The World Health Organisation has recommended a cheap malaria vaccine developed with the help of UK scientists that can be produced on a massive scale.
R21/Matrix-M has been developed by the University of Oxford in collaboration with the Serum Institute of India and costs between $2 and $4 per dose.
It has undergone clinical trials in the UK, Thailand and several African nations and was first approved for use in Ghana in April.
Following advice from the body's Strategic Advisory Group of Experts on Immunization and the Malaria Policy Advisory Group, it has now been backed by the WHO.
It is the second mosquito vaccine recommended by WHO and follows the RTS,S/AS01 vaccine, which was given the green light in 2021 by the WHO.
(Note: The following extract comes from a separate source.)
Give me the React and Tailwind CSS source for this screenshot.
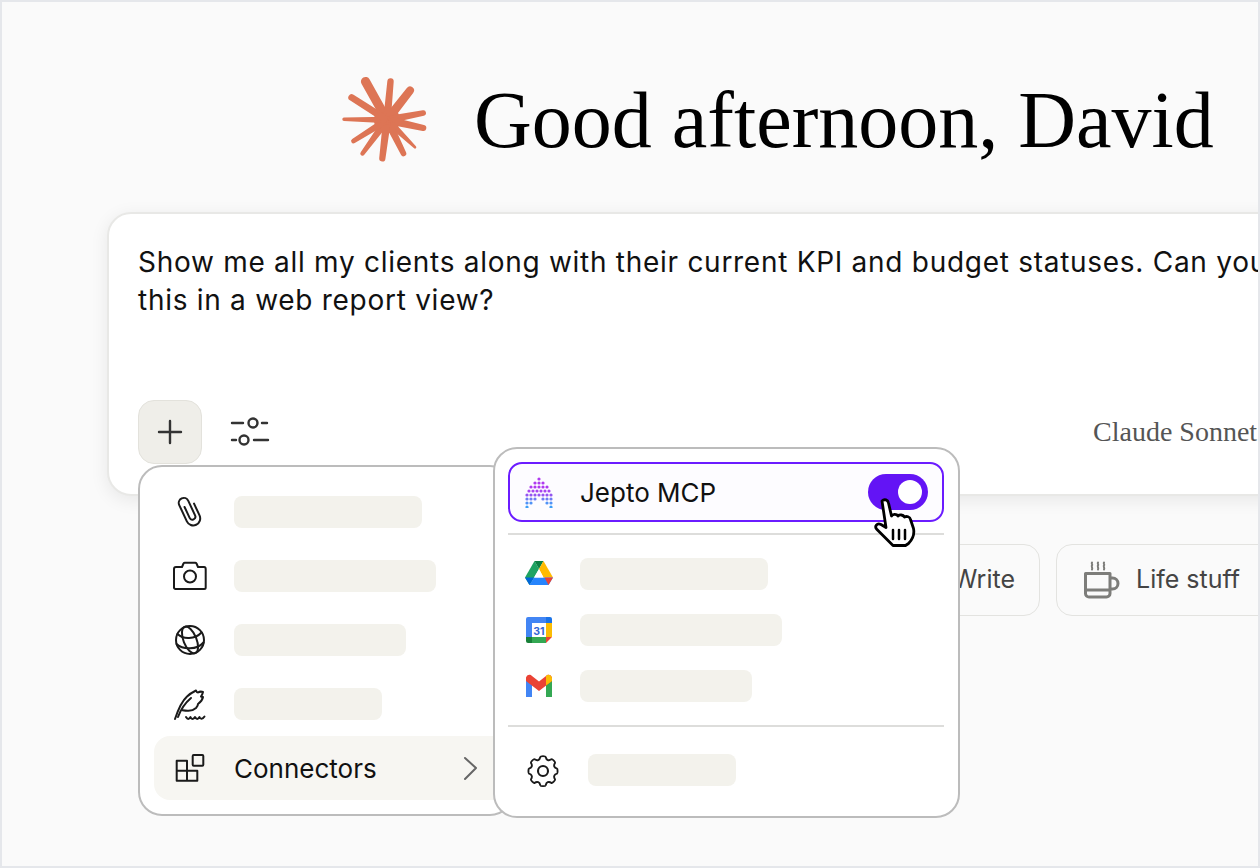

In the UK, around 500,000 children die of malaria each year.
The WHO said both vaccines 'are safe and effective in preventing malaria in children' and are expected to have a 'high public health impact'.
Dr Tedros Adhanom Ghebreyesus, WHO's director-general, said the demand for RTS,S/AS01 has been 'unprecedented'.
Another excellent example of the tremendous power of UK-backed research and development.
By adding a second malaria vaccine to our arsenal, we will be able to extend the reach of this vital preventative tool to thousands more children and avert further unacceptable and preventable deaths.
However, it is vital that both malaria vaccines have the funding, support, and pathways required to reach children as quickly and effectively as possible.
The R21/Matrix-M vaccine will now require WHO prequalification to enable global purchasing of the drug for a broader rollout.
At least 28 countries in Africa plan to institute a WHO-recommended malaria jab as a part of their national immunisation programs.